** START OF Supplied material **
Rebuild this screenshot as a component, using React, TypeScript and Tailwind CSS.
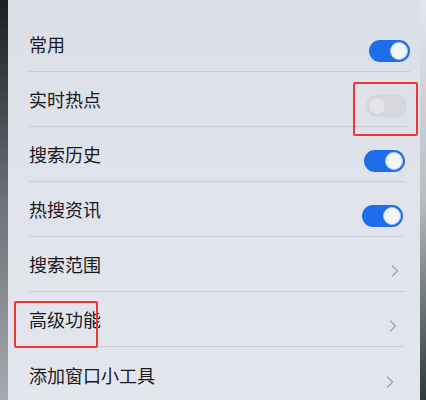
import React from 'react';
import { ChevronRight } from 'lucide-react';

type Row = {
  label: string;
  kind: 'on' | 'off' | 'link';
  // the photo is slightly skewed, so the right side drifts left going down
  edge: string;
};

const rows: Row[] = [
  { label: '常用', kind: 'on', edge: 'mr-[10px]' },
  { label: '实时热点', kind: 'off', edge: 'mr-[13px]' },
  { label: '搜索历史', kind: 'on', edge: 'mr-[15px]' },
  { label: '热搜资讯', kind: 'on', edge: 'mr-[17px]' },
  { label: '搜索范围', kind: 'link', edge: 'mr-[15px]' },
  { label: '高级功能', kind: 'link', edge: 'mr-[17px]' },
  { label: '添加窗口小工具', kind: 'link', edge: 'mr-[20px]' },
];

const Toggle = ({ on }: { on: boolean }) =>
  on ? (
    <div className="flex h-[22px] w-[41px] items-center justify-end rounded-full bg-[#1d6ee8] px-[2px]">
      <div className="h-[18px] w-[18px] rounded-full border border-[#b9c6e6] bg-[#f4f5f8]" />
    </div>
  ) : (
    <div className="flex h-[22px] w-[41px] items-center justify-start rounded-full bg-[#d5d7dc] px-[2px]">
      <div className="h-[18px] w-[18px] rounded-full border border-[#d0d2d8] bg-[#e2e4e8]" />
    </div>
  );

export default function App() {
  return (
    <div
      className="relative flex h-[400px] w-[426px] overflow-hidden bg-[#dfe2ea]"
      style={{ fontFamily: '"Noto Sans CJK SC", "Noto Sans", sans-serif' }}
    >
      <div className="w-[8px] shrink-0 bg-gradient-to-b from-[#1c1f21] via-[#6d7176] to-[#a6aab0]" />

      <div className="flex-1 bg-gradient-to-b from-[#dcdfe8] via-[#e1e3ec] to-[#e4e6ee] pt-[17px]">
        {rows.map((row, i) => (
          <div
            key={row.label}
            className={`ml-[21px] flex h-[55px] items-center justify-between ${
              i < rows.length - 1 ? 'border-b border-[#c9ccd6]' : ''
            } ${row.edge}`}
          >
            <span className="text-[18px] leading-none text-[#17181b]">{row.label}</span>
            <div className="mt-[14px]">
              {row.kind === 'link' ? (
                <ChevronRight size={20} strokeWidth={1.5} className="text-[#a2a5ad]" />
              ) : (
                <Toggle on={row.kind === 'on'} />
              )}
            </div>
          </div>
        ))}
      </div>

      <div className="w-[6px] shrink-0 bg-gradient-to-b from-[#e4e6ee] via-[#b9bdc2] to-[#2d3a3a]" />

      <div className="pointer-events-none absolute left-[353px] top-[82px] h-[54px] w-[65px] rounded-[2px] border-2 border-[#e8383a]" />
      <div className="pointer-events-none absolute left-[14px] top-[301px] h-[47px] w-[84px] rounded-[2px] border-2 border-[#e8383a]" />
    </div>
  );
}
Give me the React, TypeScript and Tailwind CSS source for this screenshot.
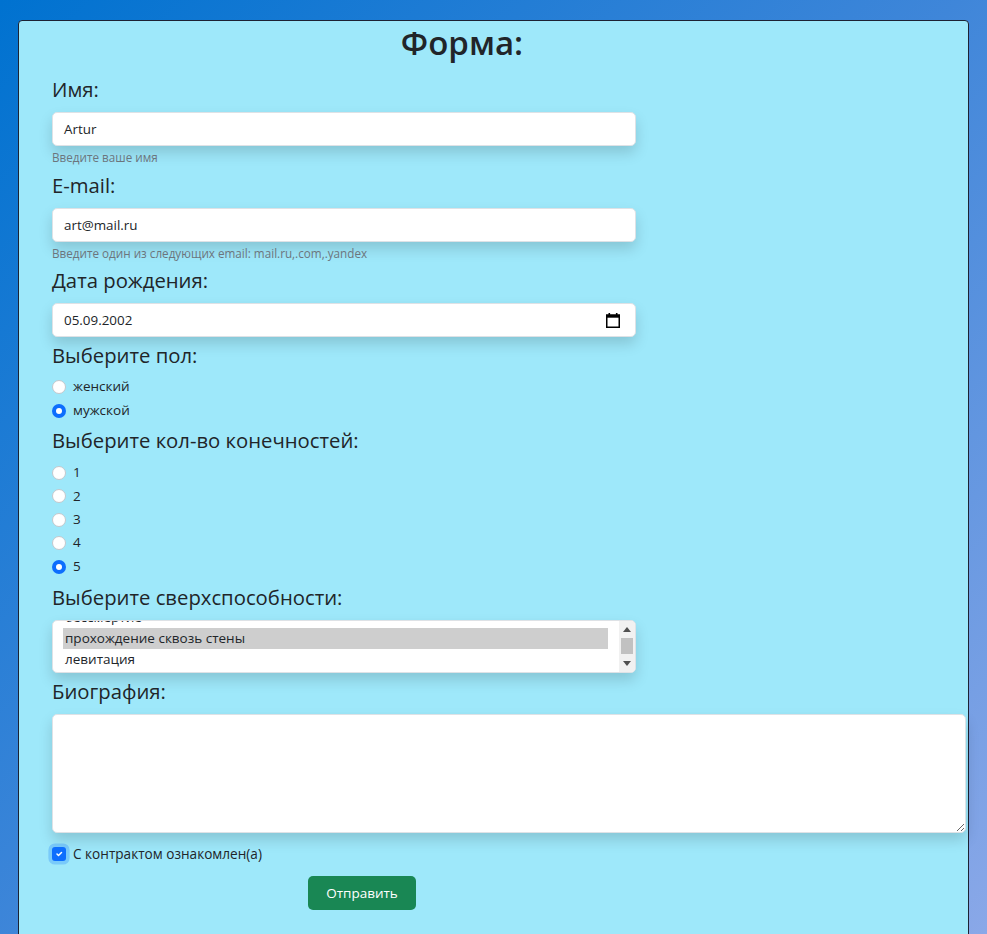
** END OF Supplied material **
▸ **Written task**
Considering only the records above, state the number of lines that include the word "screenshot", with nothing added.

▸ **Answer to the problem**
2